[Records supplied]
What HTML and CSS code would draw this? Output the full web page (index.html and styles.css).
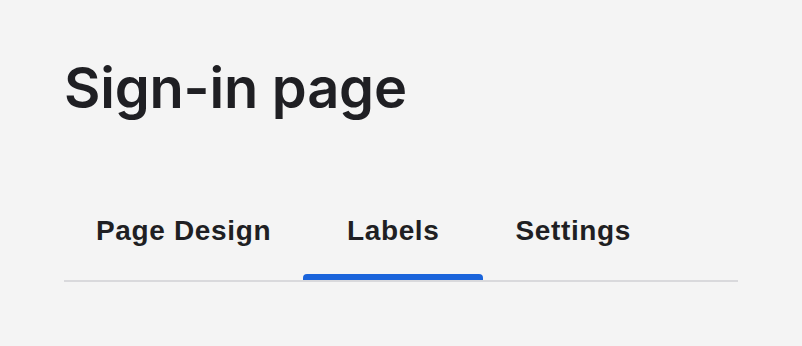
FILE: index.html
```html
<!DOCTYPE html>
<html>

<head>
	<meta charset="utf-8">
	<meta name="viewport" content="width=device-width">
	<link rel="stylesheet" href="styles.css">
</head>

<body>
	<div class="page">
		<h1 class="title">Sign-in page</h1>
		<nav class="tabs">
			<a class="tab"><span class="tab-label">Page Design</span></a>
			<a class="tab active"><span class="tab-label">Labels</span></a>
			<a class="tab"><span class="tab-label">Settings</span></a>
		</nav>
	</div>
</body>

</html>
```

FILE: styles.css
```css
body {
	margin: 0;
	background-color: #f4f4f4;
	color: #1f1f23;
}

.page {
	padding: 50px 64px 0 64px;
}

.title {
	font-family: Inter, "Noto Sans", sans-serif;
	font-weight: 600;
	font-size: 56px;
	letter-spacing: -0.2px;
	line-height: 76px;
	margin: 0;
}

.tabs {
	display: flex;
	margin-top: 89px;
	border-bottom: 2px solid #d9d9dc;
}

.tab {
	display: flex;
	flex-direction: column;
	min-width: 180px;
	font-family: "Liberation Sans", Arial, sans-serif;
	font-weight: bold;
	font-size: 28px;
	letter-spacing: 0.65px;
	line-height: 32px;
	text-align: center;
	cursor: pointer;
}

.tab-label {
	padding: 0 32px;
}

.tab::after {
	content: "";
	display: block;
	height: 6px;
	margin-top: 27px;
	border-radius: 4px 4px 0 0;
}

.tab.active::after {
	background-color: #1a64db;
}
```
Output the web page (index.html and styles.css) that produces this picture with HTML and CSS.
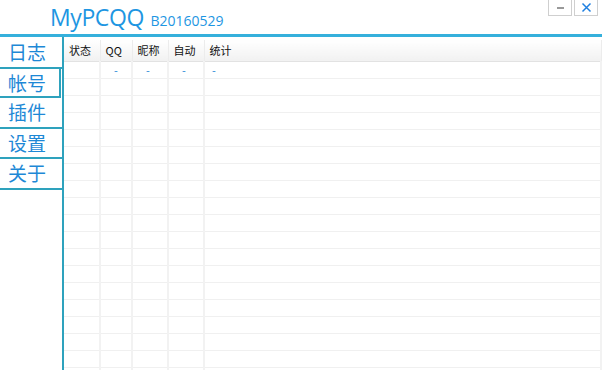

[Set exercise] Please set down each line of the data above exactly as written, without the pictures.

[Output]
What HTML and CSS code would draw this? Output the full web page (index.html and styles.css).
FILE: index.html
```html
<!DOCTYPE html>
<html>

<head>
	<meta charset="utf-8">
	<meta name="viewport" content="width=device-width">
	<link rel="stylesheet" href="styles.css">
</head>

<body>
	<div class="page">
		<h1 class="title">Sign-in page</h1>
		<nav class="tabs">
			<a class="tab"><span class="tab-label">Page Design</span></a>
			<a class="tab active"><span class="tab-label">Labels</span></a>
			<a class="tab"><span class="tab-label">Settings</span></a>
		</nav>
	</div>
</body>

</html>
```

FILE: styles.css
```css
body {
	margin: 0;
	background-color: #f4f4f4;
	color: #1f1f23;
}

.page {
	padding: 50px 64px 0 64px;
}

.title {
	font-family: Inter, "Noto Sans", sans-serif;
	font-weight: 600;
	font-size: 56px;
	letter-spacing: -0.2px;
	line-height: 76px;
	margin: 0;
}

.tabs {
	display: flex;
	margin-top: 89px;
	border-bottom: 2px solid #d9d9dc;
}

.tab {
	display: flex;
	flex-direction: column;
	min-width: 180px;
	font-family: "Liberation Sans", Arial, sans-serif;
	font-weight: bold;
	font-size: 28px;
	letter-spacing: 0.65px;
	line-height: 32px;
	text-align: center;
	cursor: pointer;
}

.tab-label {
	padding: 0 32px;
}

.tab::after {
	content: "";
	display: block;
	height: 6px;
	margin-top: 27px;
	border-radius: 4px 4px 0 0;
}

.tab.active::after {
	background-color: #1a64db;
}
```
Output the web page (index.html and styles.css) that produces this picture with HTML and CSS.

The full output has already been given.